> Task directions:
Omit all pictures. Copy the rest of the material exactly.

> Provided material:

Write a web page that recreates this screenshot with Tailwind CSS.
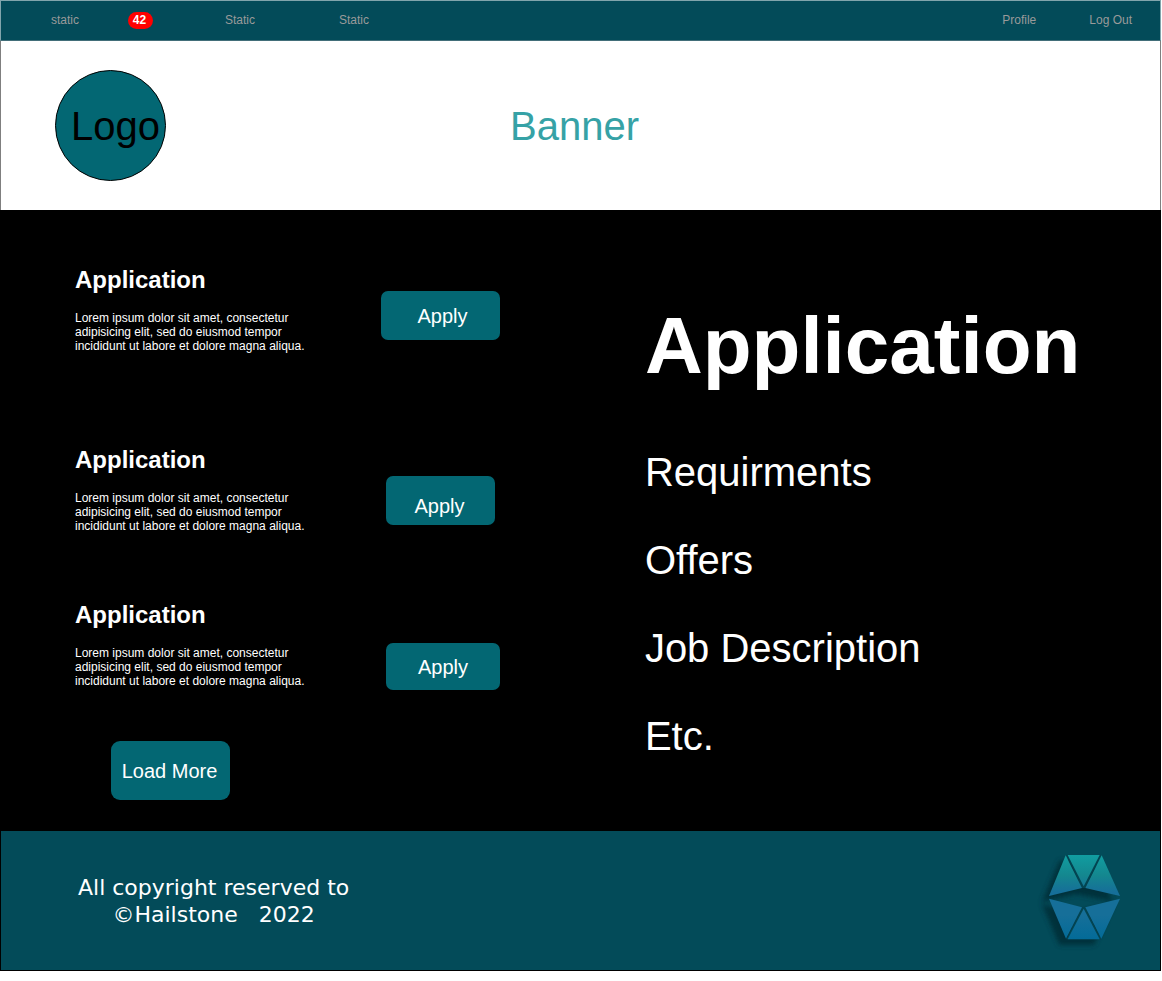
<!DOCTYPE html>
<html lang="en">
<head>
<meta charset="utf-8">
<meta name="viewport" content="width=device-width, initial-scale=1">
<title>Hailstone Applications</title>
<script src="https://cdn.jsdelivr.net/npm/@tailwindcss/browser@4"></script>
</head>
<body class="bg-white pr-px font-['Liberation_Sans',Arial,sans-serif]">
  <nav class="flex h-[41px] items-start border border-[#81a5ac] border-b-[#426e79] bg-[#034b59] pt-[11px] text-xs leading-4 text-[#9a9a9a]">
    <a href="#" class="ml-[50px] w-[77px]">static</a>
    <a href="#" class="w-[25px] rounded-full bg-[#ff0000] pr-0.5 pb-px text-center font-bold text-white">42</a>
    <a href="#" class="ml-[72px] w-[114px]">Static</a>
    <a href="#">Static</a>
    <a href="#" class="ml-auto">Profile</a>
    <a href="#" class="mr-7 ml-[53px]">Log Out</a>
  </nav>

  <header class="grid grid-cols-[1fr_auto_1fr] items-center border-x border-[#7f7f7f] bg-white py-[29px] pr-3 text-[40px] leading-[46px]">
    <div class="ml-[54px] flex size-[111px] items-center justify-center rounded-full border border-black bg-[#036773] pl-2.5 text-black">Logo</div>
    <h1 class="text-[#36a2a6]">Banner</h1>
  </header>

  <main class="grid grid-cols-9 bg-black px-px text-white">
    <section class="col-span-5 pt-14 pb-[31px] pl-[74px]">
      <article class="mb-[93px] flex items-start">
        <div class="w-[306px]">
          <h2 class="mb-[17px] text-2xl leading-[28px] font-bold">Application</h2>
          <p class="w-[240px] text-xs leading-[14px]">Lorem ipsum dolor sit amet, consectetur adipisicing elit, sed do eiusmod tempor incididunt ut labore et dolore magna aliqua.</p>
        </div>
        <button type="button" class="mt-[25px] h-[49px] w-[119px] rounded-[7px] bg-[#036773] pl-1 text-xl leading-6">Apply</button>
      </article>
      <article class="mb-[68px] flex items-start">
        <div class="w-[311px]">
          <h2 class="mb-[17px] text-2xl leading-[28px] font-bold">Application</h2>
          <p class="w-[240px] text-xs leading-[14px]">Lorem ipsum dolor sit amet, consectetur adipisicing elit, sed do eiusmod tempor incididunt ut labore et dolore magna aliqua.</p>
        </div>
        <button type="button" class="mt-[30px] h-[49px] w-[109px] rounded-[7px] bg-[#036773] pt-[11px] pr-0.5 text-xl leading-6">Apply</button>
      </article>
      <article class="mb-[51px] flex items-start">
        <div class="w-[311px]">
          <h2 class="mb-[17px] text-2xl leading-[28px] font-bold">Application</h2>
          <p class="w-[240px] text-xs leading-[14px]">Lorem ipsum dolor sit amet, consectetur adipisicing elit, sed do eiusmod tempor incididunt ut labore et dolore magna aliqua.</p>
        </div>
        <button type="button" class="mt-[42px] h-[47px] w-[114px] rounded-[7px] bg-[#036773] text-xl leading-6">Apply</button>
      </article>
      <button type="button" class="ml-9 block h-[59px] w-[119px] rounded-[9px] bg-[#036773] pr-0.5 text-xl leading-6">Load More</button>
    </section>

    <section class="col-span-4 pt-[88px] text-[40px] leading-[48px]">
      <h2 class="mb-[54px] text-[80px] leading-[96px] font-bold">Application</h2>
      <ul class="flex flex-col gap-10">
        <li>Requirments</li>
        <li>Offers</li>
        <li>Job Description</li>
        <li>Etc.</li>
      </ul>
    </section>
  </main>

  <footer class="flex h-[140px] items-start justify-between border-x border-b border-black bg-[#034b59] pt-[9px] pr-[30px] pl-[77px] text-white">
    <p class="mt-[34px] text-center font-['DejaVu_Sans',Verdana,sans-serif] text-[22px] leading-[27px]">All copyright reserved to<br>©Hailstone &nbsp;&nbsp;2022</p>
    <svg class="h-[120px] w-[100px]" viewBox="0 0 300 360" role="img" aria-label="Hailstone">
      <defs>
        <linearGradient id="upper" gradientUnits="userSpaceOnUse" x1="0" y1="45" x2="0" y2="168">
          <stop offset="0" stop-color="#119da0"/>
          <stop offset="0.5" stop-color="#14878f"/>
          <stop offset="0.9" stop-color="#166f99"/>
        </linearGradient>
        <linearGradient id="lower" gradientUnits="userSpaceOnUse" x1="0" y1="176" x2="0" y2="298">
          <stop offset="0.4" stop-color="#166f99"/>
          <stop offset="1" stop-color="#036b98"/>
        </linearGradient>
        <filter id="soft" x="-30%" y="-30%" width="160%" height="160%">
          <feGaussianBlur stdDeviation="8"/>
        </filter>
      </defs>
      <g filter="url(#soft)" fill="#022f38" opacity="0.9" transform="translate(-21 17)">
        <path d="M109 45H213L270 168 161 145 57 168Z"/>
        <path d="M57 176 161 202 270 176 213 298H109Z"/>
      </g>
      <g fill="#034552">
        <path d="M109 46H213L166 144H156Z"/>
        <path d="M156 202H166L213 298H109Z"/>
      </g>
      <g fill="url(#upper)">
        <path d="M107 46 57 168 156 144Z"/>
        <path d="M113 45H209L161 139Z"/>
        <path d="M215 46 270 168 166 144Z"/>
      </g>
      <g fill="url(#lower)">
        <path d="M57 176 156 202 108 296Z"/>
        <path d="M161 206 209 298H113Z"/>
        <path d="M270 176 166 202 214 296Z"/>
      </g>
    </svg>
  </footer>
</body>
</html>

> Solution for this problem:
Write a web page that recreates this screenshot with Tailwind CSS.
<!DOCTYPE html>
<html lang="en">
<head>
<meta charset="utf-8">
<meta name="viewport" content="width=device-width, initial-scale=1">
<title>Hailstone Applications</title>
<script src="https://cdn.jsdelivr.net/npm/@tailwindcss/browser@4"></script>
</head>
<body class="bg-white pr-px font-['Liberation_Sans',Arial,sans-serif]">
  <nav class="flex h-[41px] items-start border border-[#81a5ac] border-b-[#426e79] bg-[#034b59] pt-[11px] text-xs leading-4 text-[#9a9a9a]">
    <a href="#" class="ml-[50px] w-[77px]">static</a>
    <a href="#" class="w-[25px] rounded-full bg-[#ff0000] pr-0.5 pb-px text-center font-bold text-white">42</a>
    <a href="#" class="ml-[72px] w-[114px]">Static</a>
    <a href="#">Static</a>
    <a href="#" class="ml-auto">Profile</a>
    <a href="#" class="mr-7 ml-[53px]">Log Out</a>
  </nav>

  <header class="grid grid-cols-[1fr_auto_1fr] items-center border-x border-[#7f7f7f] bg-white py-[29px] pr-3 text-[40px] leading-[46px]">
    <div class="ml-[54px] flex size-[111px] items-center justify-center rounded-full border border-black bg-[#036773] pl-2.5 text-black">Logo</div>
    <h1 class="text-[#36a2a6]">Banner</h1>
  </header>

  <main class="grid grid-cols-9 bg-black px-px text-white">
    <section class="col-span-5 pt-14 pb-[31px] pl-[74px]">
      <article class="mb-[93px] flex items-start">
        <div class="w-[306px]">
          <h2 class="mb-[17px] text-2xl leading-[28px] font-bold">Application</h2>
          <p class="w-[240px] text-xs leading-[14px]">Lorem ipsum dolor sit amet, consectetur adipisicing elit, sed do eiusmod tempor incididunt ut labore et dolore magna aliqua.</p>
        </div>
        <button type="button" class="mt-[25px] h-[49px] w-[119px] rounded-[7px] bg-[#036773] pl-1 text-xl leading-6">Apply</button>
      </article>
      <article class="mb-[68px] flex items-start">
        <div class="w-[311px]">
          <h2 class="mb-[17px] text-2xl leading-[28px] font-bold">Application</h2>
          <p class="w-[240px] text-xs leading-[14px]">Lorem ipsum dolor sit amet, consectetur adipisicing elit, sed do eiusmod tempor incididunt ut labore et dolore magna aliqua.</p>
        </div>
        <button type="button" class="mt-[30px] h-[49px] w-[109px] rounded-[7px] bg-[#036773] pt-[11px] pr-0.5 text-xl leading-6">Apply</button>
      </article>
      <article class="mb-[51px] flex items-start">
        <div class="w-[311px]">
          <h2 class="mb-[17px] text-2xl leading-[28px] font-bold">Application</h2>
          <p class="w-[240px] text-xs leading-[14px]">Lorem ipsum dolor sit amet, consectetur adipisicing elit, sed do eiusmod tempor incididunt ut labore et dolore magna aliqua.</p>
        </div>
        <button type="button" class="mt-[42px] h-[47px] w-[114px] rounded-[7px] bg-[#036773] text-xl leading-6">Apply</button>
      </article>
      <button type="button" class="ml-9 block h-[59px] w-[119px] rounded-[9px] bg-[#036773] pr-0.5 text-xl leading-6">Load More</button>
    </section>

    <section class="col-span-4 pt-[88px] text-[40px] leading-[48px]">
      <h2 class="mb-[54px] text-[80px] leading-[96px] font-bold">Application</h2>
      <ul class="flex flex-col gap-10">
        <li>Requirments</li>
        <li>Offers</li>
        <li>Job Description</li>
        <li>Etc.</li>
      </ul>
    </section>
  </main>

  <footer class="flex h-[140px] items-start justify-between border-x border-b border-black bg-[#034b59] pt-[9px] pr-[30px] pl-[77px] text-white">
    <p class="mt-[34px] text-center font-['DejaVu_Sans',Verdana,sans-serif] text-[22px] leading-[27px]">All copyright reserved to<br>©Hailstone &nbsp;&nbsp;2022</p>
    <svg class="h-[120px] w-[100px]" viewBox="0 0 300 360" role="img" aria-label="Hailstone">
      <defs>
        <linearGradient id="upper" gradientUnits="userSpaceOnUse" x1="0" y1="45" x2="0" y2="168">
          <stop offset="0" stop-color="#119da0"/>
          <stop offset="0.5" stop-color="#14878f"/>
          <stop offset="0.9" stop-color="#166f99"/>
        </linearGradient>
        <linearGradient id="lower" gradientUnits="userSpaceOnUse" x1="0" y1="176" x2="0" y2="298">
          <stop offset="0.4" stop-color="#166f99"/>
          <stop offset="1" stop-color="#036b98"/>
        </linearGradient>
        <filter id="soft" x="-30%" y="-30%" width="160%" height="160%">
          <feGaussianBlur stdDeviation="8"/>
        </filter>
      </defs>
      <g filter="url(#soft)" fill="#022f38" opacity="0.9" transform="translate(-21 17)">
        <path d="M109 45H213L270 168 161 145 57 168Z"/>
        <path d="M57 176 161 202 270 176 213 298H109Z"/>
      </g>
      <g fill="#034552">
        <path d="M109 46H213L166 144H156Z"/>
        <path d="M156 202H166L213 298H109Z"/>
      </g>
      <g fill="url(#upper)">
        <path d="M107 46 57 168 156 144Z"/>
        <path d="M113 45H209L161 139Z"/>
        <path d="M215 46 270 168 166 144Z"/>
      </g>
      <g fill="url(#lower)">
        <path d="M57 176 156 202 108 296Z"/>
        <path d="M161 206 209 298H113Z"/>
        <path d="M270 176 166 202 214 296Z"/>
      </g>
    </svg>
  </footer>
</body>
</html>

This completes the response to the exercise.